Google’s DSP has taken many potshots in its day, but one that stung is the notion recently advocated by The Trade Desk that Google’s alleged monopoly over display and the ad server market is demonstrated by DV360’s weakness in CTV. 

Because Google doesn’t dominate the connected TV marketplace, TTD outpaces DV360 on CTV. Or so the story goes.

Ask Google, though, and it believes the landscape has become “fragmented.”

“Some platforms offer to solve that challenge by building a ‘premium internet,’” writes Stephen Yap, managing director of Google Marketing Platform, which is Google’s name for its buy-side tech business, in a blog post.

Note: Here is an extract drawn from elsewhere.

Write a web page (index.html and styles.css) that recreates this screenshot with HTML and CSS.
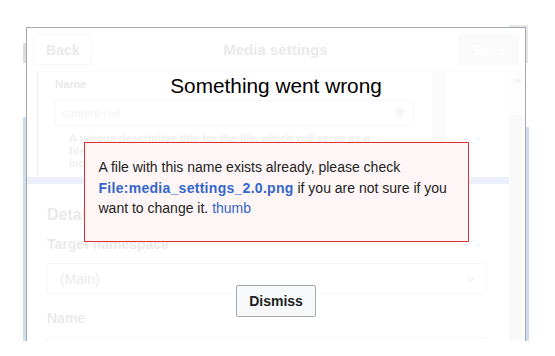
FILE: index.html
```html
<!DOCTYPE html>
<html>
	<head>
		<meta charset="UTF-8">
		<title>Media settings</title>
		<link rel="stylesheet" href="styles.css">
	</head>
	<body>
		<div class="screen">
			<!-- page behind the dialog -->
			<div class="behind">
				<div class="behind-row">
					<div class="mark-l"></div>
					<div class="mark-r"></div>
				</div>
				<div class="behind-band">
					<div class="band-l"></div>
					<div class="band-r"></div>
				</div>
			</div>

			<div class="dialog">
				<div class="dlg-head">
					<button class="btn btn-back">Back</button>
					<div class="dlg-title">Media settings</div>
					<button class="btn btn-primary" disabled>Save</button>
				</div>
				<div class="dlg-body">
					<div class="dlg-main">
						<div class="preview">
							<div class="preview-panel">
								<div class="preview-fields">
									<div class="small-label">Name</div>
									<div class="small-input">
										<span>content cell</span>
										<span class="req">*</span>
									</div>
									<div class="small-help">A unique descriptive title for the file, which will serve as a filename. You may use plain language with spaces. Do not include the file extension.</div>
								</div>
								<div class="preview-scroll"></div>
							</div>
						</div>
						<div class="band"></div>
						<div class="details">
							<h2>Details</h2>
							<div class="field-label">Target namespace</div>
							<div class="select">
								<span>(Main)</span>
								<svg width="10" height="6" viewBox="0 0 10 6"><path d="M1 1l4 4 4-4" fill="none" stroke="#72777d" stroke-width="1.5"/></svg>
							</div>
							<div class="field-label field-label-2">Name</div>
							<div class="input"></div>
						</div>
					</div>
					<div class="scrollbar">
						<svg class="arrow" width="9" height="6" viewBox="0 0 9 6"><path d="M1 5l3.5-3.5 3.5 3.5" fill="none" stroke="#505050" stroke-width="1.5"/></svg>
						<div class="thumb"></div>
					</div>
				</div>

				<!-- error layer -->
				<div class="errors">
					<div class="errors-title">Something went wrong</div>
					<div class="error-box">A file with this name exists already, please check <a href="#" class="file-link">File:media_settings_2.0.png</a> if you are not sure if you want to change it. <a href="#" class="plain-link">thumb</a></div>
					<button class="btn dismiss">Dismiss</button>
				</div>
			</div>
		</div>
	</body>
</html>
```

FILE: styles.css
```css
* {
	box-sizing: border-box;
}

body {
	margin: 0;
	background: #fff;
	color: #202122;
	font-family: "Liberation Sans", Arial, sans-serif;
}

.screen {
	position: relative;
	width: 555px;
	height: 341px;
	overflow: hidden;
}

/* page behind */
.behind {
	padding-top: 25px;
}

.behind-row {
	display: flex;
	justify-content: space-between;
	height: 92px;
	margin: 0 27px 0 23px;
}

.mark-l {
	width: 4px;
	height: 20px;
	margin-top: 18px;
	background: #dcdcdc;
}

.mark-r {
	width: 19px;
	height: 38px;
	background: #e6e6e6;
}

.behind-band {
	display: flex;
	justify-content: space-between;
	height: 224px;
	margin: 0 26px 0 23px;
}

.band-l,
.band-r {
	width: 4px;
	background: #cfdcf0;
}

.band-r {
	margin-top: 10px;
}

/* dialog */
.dialog {
	position: absolute;
	left: 26px;
	top: 27px;
	width: 500px;
	height: 330px;
	background: #fff;
	border: 1px solid #a2a9b1;
	overflow: hidden;
}

.dlg-head {
	display: grid;
	grid-template-columns: auto 1fr auto;
	align-items: center;
	height: 44px;
	padding: 0 6px;
	border-bottom: 1px solid #c8ccd1;
}

.btn {
	height: 31px;
	padding: 0 12px;
	border: 1px solid #a2a9b1;
	border-radius: 2px;
	background: #f8f9fa;
	color: #202122;
	font-family: "Liberation Sans", Arial, sans-serif;
	font-size: 14px;
	font-weight: bold;
}

.btn-primary {
	padding: 0 13px;
	background: #c8ccd1;
	border-color: #c8ccd1;
	color: #fff;
}

.dlg-title {
	text-align: center;
	font-size: 15px;
	font-weight: bold;
}

.dlg-body {
	display: flex;
	height: 285px;
}

.dlg-main {
	flex: 1;
}

.preview {
	height: 105px;
	padding-left: 10px;
}

.preview-panel {
	display: flex;
	width: 408px;
	height: 100%;
	border-left: 1px solid #72777d;
}

.preview-fields {
	flex: 1;
	padding: 6px 0 0 17px;
	font-size: 11.5px;
}

.small-label {
	font-weight: bold;
	line-height: 13px;
}

.small-input {
	display: flex;
	justify-content: space-between;
	align-items: center;
	width: 359px;
	height: 26px;
	margin-top: 9px;
	padding: 0 8px 0 6px;
	border: 1px solid #a2a9b1;
	border-radius: 2px;
	color: #72777d;
}

.req {
	font-size: 27px;
	line-height: 1;
	padding-top: 9px;
}

.small-help {
	width: 359px;
	margin-top: 6px;
	padding-left: 14px;
	font-size: 11px;
	font-weight: bold;
	line-height: 12.5px;
	color: #54595d;
}

.preview-scroll {
	width: 13px;
	background: #c8ccd1;
}

.band {
	height: 7px;
	background: #36c;
}

.details {
	padding: 22px 22px 0 20px;
}

.details h2 {
	margin: 0;
	font-size: 16px;
	line-height: 18px;
}

.field-label {
	margin-top: 12px;
	font-size: 14px;
	font-weight: bold;
	line-height: 16px;
}

.field-label-2 {
	margin-top: 16px;
}

.select {
	display: flex;
	justify-content: space-between;
	align-items: center;
	height: 31px;
	margin-top: 11px;
	padding: 0 10px 0 12px;
	border: 1px solid #a2a9b1;
	border-radius: 2px;
	font-size: 14px;
}

.input {
	height: 31px;
	margin-top: 11px;
	border: 1px solid #a2a9b1;
	border-radius: 2px;
}

.scrollbar {
	display: flex;
	flex-direction: column;
	align-items: center;
	width: 16px;
	background: #f1f1f1;
}

.arrow {
	margin-top: 6px;
}

.thumb {
	align-self: flex-start;
	width: 14px;
	flex: 1;
	margin-top: 31px;
	background: #c1c1c1;
}

/* error layer */
.errors {
	position: absolute;
	top: 0;
	left: 0;
	right: 0;
	bottom: 0;
	display: flex;
	flex-direction: column;
	align-items: center;
	padding-top: 46px;
	background: rgba(255, 255, 255, 0.9);
}

.errors-title {
	font-size: 20.8px;
	line-height: 24px;
	color: #000;
}

.error-box {
	width: 385px;
	margin-top: 44px;
	padding: 14px 14px 22px;
	border: 1px solid #d33;
	background: #fef6f6;
	font-size: 14px;
	line-height: 20.5px;
	color: #222;
}

.error-box a {
	color: #36c;
	text-decoration: none;
}

.file-link {
	font-weight: bold;
	letter-spacing: 0.28px;
}

.dismiss {
	width: 80px;
	height: 32px;
	margin-top: 43px;
	padding: 0;
}
```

That’s a shot fired at The Trade Desk, which started using the term “premium internet” last year – as opposed to the open internet. And fair enough. Aside from gratuitous barbs during the recent ad tech antitrust trial, TTD was a vocal antagonist attempting to sink the Chrome Privacy Sandbox project.

Yap points to Google PAIR as a more open programmatic product that advertisers, ad tech and publishers can use to match audiences through Google cloud-based clean rooms. 

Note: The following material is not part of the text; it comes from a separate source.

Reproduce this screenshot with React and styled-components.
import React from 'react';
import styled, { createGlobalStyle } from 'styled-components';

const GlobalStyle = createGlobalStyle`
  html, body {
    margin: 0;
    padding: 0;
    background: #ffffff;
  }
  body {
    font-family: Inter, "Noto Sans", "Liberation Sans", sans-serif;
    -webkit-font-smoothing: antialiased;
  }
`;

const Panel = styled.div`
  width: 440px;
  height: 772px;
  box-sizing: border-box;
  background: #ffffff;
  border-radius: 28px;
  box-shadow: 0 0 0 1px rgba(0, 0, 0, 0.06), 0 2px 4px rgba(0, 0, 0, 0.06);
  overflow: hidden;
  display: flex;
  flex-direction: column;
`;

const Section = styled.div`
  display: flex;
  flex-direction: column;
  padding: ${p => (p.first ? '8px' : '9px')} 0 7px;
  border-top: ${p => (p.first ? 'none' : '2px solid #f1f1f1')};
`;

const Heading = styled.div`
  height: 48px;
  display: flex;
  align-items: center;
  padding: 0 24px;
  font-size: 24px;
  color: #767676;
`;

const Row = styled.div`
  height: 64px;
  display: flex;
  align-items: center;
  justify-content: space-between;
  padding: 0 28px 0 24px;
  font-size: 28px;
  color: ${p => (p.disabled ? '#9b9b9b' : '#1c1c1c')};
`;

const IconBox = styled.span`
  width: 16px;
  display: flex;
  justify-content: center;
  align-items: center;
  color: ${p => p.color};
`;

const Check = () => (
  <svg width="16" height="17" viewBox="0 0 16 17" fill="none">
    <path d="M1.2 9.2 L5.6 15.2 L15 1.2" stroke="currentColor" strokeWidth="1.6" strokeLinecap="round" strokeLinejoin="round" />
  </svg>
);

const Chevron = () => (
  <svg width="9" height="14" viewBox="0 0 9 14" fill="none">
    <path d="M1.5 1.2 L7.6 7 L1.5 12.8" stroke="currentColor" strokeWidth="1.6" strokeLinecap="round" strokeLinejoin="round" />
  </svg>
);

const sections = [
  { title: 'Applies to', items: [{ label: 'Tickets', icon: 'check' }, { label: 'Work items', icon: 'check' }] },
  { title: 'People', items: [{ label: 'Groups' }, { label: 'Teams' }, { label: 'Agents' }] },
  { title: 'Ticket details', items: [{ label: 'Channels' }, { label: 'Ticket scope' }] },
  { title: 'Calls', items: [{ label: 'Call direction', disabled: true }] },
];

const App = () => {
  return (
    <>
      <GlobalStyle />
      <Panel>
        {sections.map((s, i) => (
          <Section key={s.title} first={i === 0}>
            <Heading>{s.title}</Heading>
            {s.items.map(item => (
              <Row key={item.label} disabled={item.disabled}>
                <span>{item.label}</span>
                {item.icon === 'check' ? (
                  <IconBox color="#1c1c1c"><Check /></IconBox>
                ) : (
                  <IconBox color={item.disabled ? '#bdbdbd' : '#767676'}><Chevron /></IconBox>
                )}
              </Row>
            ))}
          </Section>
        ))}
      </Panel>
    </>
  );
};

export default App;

By comparison, taking an approach like that of The Trade Desk – Yap doesn’t mention TTD by name, but we know who he means – “risks favoring exclusive deals, limiting reach and closing off growth potential.”

Trading Trademarks

Sticking with Google, a change to its search ads business may be inflating advertising costs for charities, The New York Times reports.

Prior to a policy change in July 2023, Google allowed only resellers and product review sites to use third-party trademarks in their search ads. But Google now allows competitive search platforms to use third-party trademarks in search ads. Google says it made this change to comply with the EU’s Digital Services Act.

As a result, search engines Info.com and Ask.com have been outbidding charities on search terms related to their own trademarks. It seems the only recourse charities have is to ask these platforms not to use their trademarks in their search ads or outbid them.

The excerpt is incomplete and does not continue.